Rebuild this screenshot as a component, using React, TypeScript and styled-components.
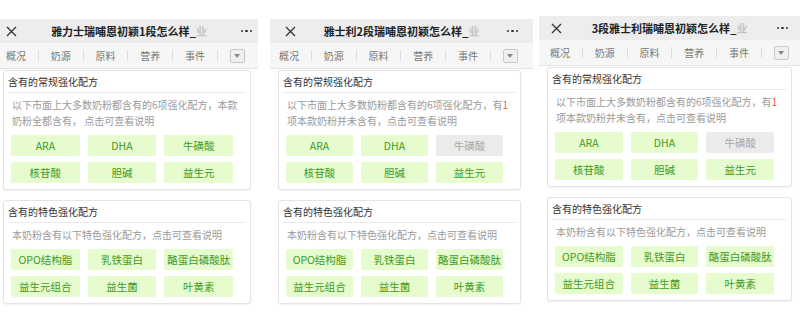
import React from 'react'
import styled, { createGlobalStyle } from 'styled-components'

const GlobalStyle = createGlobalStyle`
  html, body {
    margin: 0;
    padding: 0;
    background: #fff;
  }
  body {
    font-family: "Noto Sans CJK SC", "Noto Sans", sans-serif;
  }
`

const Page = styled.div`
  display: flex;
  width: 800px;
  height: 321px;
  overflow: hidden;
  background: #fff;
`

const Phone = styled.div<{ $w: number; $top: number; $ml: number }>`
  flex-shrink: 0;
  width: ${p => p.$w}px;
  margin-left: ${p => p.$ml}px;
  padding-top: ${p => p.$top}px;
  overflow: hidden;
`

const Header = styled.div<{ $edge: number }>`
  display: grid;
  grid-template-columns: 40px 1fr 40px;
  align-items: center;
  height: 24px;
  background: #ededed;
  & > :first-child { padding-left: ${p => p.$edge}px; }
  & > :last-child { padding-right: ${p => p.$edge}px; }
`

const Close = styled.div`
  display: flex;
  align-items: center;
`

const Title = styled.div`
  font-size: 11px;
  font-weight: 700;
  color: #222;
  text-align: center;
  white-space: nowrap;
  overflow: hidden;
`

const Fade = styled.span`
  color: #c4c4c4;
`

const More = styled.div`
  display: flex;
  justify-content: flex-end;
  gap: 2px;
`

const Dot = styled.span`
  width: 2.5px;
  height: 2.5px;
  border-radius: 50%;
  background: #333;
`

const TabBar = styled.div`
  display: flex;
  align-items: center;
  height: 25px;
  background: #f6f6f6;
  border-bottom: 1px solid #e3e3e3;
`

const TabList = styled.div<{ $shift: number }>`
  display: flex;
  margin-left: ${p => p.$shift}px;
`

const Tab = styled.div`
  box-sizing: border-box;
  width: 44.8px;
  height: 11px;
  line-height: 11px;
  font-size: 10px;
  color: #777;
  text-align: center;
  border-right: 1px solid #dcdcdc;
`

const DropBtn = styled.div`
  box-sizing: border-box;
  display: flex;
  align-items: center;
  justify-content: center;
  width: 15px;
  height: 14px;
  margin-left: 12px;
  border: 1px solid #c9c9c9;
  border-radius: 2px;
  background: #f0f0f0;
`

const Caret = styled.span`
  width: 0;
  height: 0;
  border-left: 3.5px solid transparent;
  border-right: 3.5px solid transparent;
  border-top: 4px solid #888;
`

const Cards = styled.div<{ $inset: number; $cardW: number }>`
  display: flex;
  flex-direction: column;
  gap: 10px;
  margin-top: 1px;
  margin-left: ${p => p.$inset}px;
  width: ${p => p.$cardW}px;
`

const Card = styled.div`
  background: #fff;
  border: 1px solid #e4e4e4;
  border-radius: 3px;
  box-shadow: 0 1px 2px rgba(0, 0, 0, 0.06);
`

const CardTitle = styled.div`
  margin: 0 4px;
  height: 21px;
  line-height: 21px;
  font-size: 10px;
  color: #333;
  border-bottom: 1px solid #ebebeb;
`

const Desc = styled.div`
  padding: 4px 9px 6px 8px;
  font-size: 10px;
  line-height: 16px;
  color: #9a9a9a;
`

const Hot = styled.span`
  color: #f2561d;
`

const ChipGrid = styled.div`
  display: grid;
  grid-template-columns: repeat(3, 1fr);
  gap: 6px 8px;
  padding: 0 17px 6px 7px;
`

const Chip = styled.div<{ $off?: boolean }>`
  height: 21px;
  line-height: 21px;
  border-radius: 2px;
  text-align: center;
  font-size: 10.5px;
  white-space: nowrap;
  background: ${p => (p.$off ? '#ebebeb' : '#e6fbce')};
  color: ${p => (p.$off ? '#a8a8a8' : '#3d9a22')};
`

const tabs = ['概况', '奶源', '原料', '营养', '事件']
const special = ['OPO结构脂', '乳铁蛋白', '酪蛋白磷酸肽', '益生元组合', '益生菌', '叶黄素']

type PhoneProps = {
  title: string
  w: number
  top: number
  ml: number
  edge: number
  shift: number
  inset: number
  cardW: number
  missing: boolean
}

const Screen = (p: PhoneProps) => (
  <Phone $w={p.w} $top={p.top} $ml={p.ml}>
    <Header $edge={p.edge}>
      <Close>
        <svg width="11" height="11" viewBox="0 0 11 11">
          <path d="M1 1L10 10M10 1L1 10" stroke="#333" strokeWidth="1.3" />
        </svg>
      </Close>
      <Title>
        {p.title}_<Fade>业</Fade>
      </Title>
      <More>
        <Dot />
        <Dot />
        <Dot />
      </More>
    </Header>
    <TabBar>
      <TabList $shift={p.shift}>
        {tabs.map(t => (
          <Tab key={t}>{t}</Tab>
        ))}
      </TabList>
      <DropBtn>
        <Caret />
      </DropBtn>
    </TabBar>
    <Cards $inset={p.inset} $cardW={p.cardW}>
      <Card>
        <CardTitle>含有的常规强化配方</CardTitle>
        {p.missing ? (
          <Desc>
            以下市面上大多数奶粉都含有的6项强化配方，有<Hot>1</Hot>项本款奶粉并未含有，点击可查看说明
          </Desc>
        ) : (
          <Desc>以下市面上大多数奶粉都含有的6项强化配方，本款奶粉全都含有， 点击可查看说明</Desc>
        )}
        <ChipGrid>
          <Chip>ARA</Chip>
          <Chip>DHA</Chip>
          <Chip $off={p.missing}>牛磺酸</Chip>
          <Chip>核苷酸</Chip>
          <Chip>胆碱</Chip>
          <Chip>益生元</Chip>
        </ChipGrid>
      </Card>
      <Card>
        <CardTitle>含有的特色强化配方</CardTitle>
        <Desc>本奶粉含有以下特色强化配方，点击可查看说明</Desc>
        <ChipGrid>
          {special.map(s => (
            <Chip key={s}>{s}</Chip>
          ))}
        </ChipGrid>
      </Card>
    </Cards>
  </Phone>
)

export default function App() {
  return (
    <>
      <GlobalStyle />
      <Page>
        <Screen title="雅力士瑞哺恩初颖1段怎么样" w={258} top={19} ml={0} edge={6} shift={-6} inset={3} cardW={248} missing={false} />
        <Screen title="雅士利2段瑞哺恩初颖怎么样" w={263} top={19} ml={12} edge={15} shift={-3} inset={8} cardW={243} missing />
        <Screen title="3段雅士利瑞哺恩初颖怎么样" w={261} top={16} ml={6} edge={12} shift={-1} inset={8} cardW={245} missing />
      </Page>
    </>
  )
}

* Directions for this task: Reproduce each line exactly as it appears, omitting the pictures.

* Answer for the task:
Rebuild this screenshot as a component, using React, TypeScript and styled-components.
import React from 'react'
import styled, { createGlobalStyle } from 'styled-components'

const GlobalStyle = createGlobalStyle`
  html, body {
    margin: 0;
    padding: 0;
    background: #fff;
  }
  body {
    font-family: "Noto Sans CJK SC", "Noto Sans", sans-serif;
  }
`

const Page = styled.div`
  display: flex;
  width: 800px;
  height: 321px;
  overflow: hidden;
  background: #fff;
`

const Phone = styled.div<{ $w: number; $top: number; $ml: number }>`
  flex-shrink: 0;
  width: ${p => p.$w}px;
  margin-left: ${p => p.$ml}px;
  padding-top: ${p => p.$top}px;
  overflow: hidden;
`

const Header = styled.div<{ $edge: number }>`
  display: grid;
  grid-template-columns: 40px 1fr 40px;
  align-items: center;
  height: 24px;
  background: #ededed;
  & > :first-child { padding-left: ${p => p.$edge}px; }
  & > :last-child { padding-right: ${p => p.$edge}px; }
`

const Close = styled.div`
  display: flex;
  align-items: center;
`

const Title = styled.div`
  font-size: 11px;
  font-weight: 700;
  color: #222;
  text-align: center;
  white-space: nowrap;
  overflow: hidden;
`

const Fade = styled.span`
  color: #c4c4c4;
`

const More = styled.div`
  display: flex;
  justify-content: flex-end;
  gap: 2px;
`

const Dot = styled.span`
  width: 2.5px;
  height: 2.5px;
  border-radius: 50%;
  background: #333;
`

const TabBar = styled.div`
  display: flex;
  align-items: center;
  height: 25px;
  background: #f6f6f6;
  border-bottom: 1px solid #e3e3e3;
`

const TabList = styled.div<{ $shift: number }>`
  display: flex;
  margin-left: ${p => p.$shift}px;
`

const Tab = styled.div`
  box-sizing: border-box;
  width: 44.8px;
  height: 11px;
  line-height: 11px;
  font-size: 10px;
  color: #777;
  text-align: center;
  border-right: 1px solid #dcdcdc;
`

const DropBtn = styled.div`
  box-sizing: border-box;
  display: flex;
  align-items: center;
  justify-content: center;
  width: 15px;
  height: 14px;
  margin-left: 12px;
  border: 1px solid #c9c9c9;
  border-radius: 2px;
  background: #f0f0f0;
`

const Caret = styled.span`
  width: 0;
  height: 0;
  border-left: 3.5px solid transparent;
  border-right: 3.5px solid transparent;
  border-top: 4px solid #888;
`

const Cards = styled.div<{ $inset: number; $cardW: number }>`
  display: flex;
  flex-direction: column;
  gap: 10px;
  margin-top: 1px;
  margin-left: ${p => p.$inset}px;
  width: ${p => p.$cardW}px;
`

const Card = styled.div`
  background: #fff;
  border: 1px solid #e4e4e4;
  border-radius: 3px;
  box-shadow: 0 1px 2px rgba(0, 0, 0, 0.06);
`

const CardTitle = styled.div`
  margin: 0 4px;
  height: 21px;
  line-height: 21px;
  font-size: 10px;
  color: #333;
  border-bottom: 1px solid #ebebeb;
`

const Desc = styled.div`
  padding: 4px 9px 6px 8px;
  font-size: 10px;
  line-height: 16px;
  color: #9a9a9a;
`

const Hot = styled.span`
  color: #f2561d;
`

const ChipGrid = styled.div`
  display: grid;
  grid-template-columns: repeat(3, 1fr);
  gap: 6px 8px;
  padding: 0 17px 6px 7px;
`

const Chip = styled.div<{ $off?: boolean }>`
  height: 21px;
  line-height: 21px;
  border-radius: 2px;
  text-align: center;
  font-size: 10.5px;
  white-space: nowrap;
  background: ${p => (p.$off ? '#ebebeb' : '#e6fbce')};
  color: ${p => (p.$off ? '#a8a8a8' : '#3d9a22')};
`

const tabs = ['概况', '奶源', '原料', '营养', '事件']
const special = ['OPO结构脂', '乳铁蛋白', '酪蛋白磷酸肽', '益生元组合', '益生菌', '叶黄素']

type PhoneProps = {
  title: string
  w: number
  top: number
  ml: number
  edge: number
  shift: number
  inset: number
  cardW: number
  missing: boolean
}

const Screen = (p: PhoneProps) => (
  <Phone $w={p.w} $top={p.top} $ml={p.ml}>
    <Header $edge={p.edge}>
      <Close>
        <svg width="11" height="11" viewBox="0 0 11 11">
          <path d="M1 1L10 10M10 1L1 10" stroke="#333" strokeWidth="1.3" />
        </svg>
      </Close>
      <Title>
        {p.title}_<Fade>业</Fade>
      </Title>
      <More>
        <Dot />
        <Dot />
        <Dot />
      </More>
    </Header>
    <TabBar>
      <TabList $shift={p.shift}>
        {tabs.map(t => (
          <Tab key={t}>{t}</Tab>
        ))}
      </TabList>
      <DropBtn>
        <Caret />
      </DropBtn>
    </TabBar>
    <Cards $inset={p.inset} $cardW={p.cardW}>
      <Card>
        <CardTitle>含有的常规强化配方</CardTitle>
        {p.missing ? (
          <Desc>
            以下市面上大多数奶粉都含有的6项强化配方，有<Hot>1</Hot>项本款奶粉并未含有，点击可查看说明
          </Desc>
        ) : (
          <Desc>以下市面上大多数奶粉都含有的6项强化配方，本款奶粉全都含有， 点击可查看说明</Desc>
        )}
        <ChipGrid>
          <Chip>ARA</Chip>
          <Chip>DHA</Chip>
          <Chip $off={p.missing}>牛磺酸</Chip>
          <Chip>核苷酸</Chip>
          <Chip>胆碱</Chip>
          <Chip>益生元</Chip>
        </ChipGrid>
      </Card>
      <Card>
        <CardTitle>含有的特色强化配方</CardTitle>
        <Desc>本奶粉含有以下特色强化配方，点击可查看说明</Desc>
        <ChipGrid>
          {special.map(s => (
            <Chip key={s}>{s}</Chip>
          ))}
        </ChipGrid>
      </Card>
    </Cards>
  </Phone>
)

export default function App() {
  return (
    <>
      <GlobalStyle />
      <Page>
        <Screen title="雅力士瑞哺恩初颖1段怎么样" w={258} top={19} ml={0} edge={6} shift={-6} inset={3} cardW={248} missing={false} />
        <Screen title="雅士利2段瑞哺恩初颖怎么样" w={263} top={19} ml={12} edge={15} shift={-3} inset={8} cardW={243} missing />
        <Screen title="3段雅士利瑞哺恩初颖怎么样" w={261} top={16} ml={6} edge={12} shift={-1} inset={8} cardW={245} missing />
      </Page>
    </>
  )
}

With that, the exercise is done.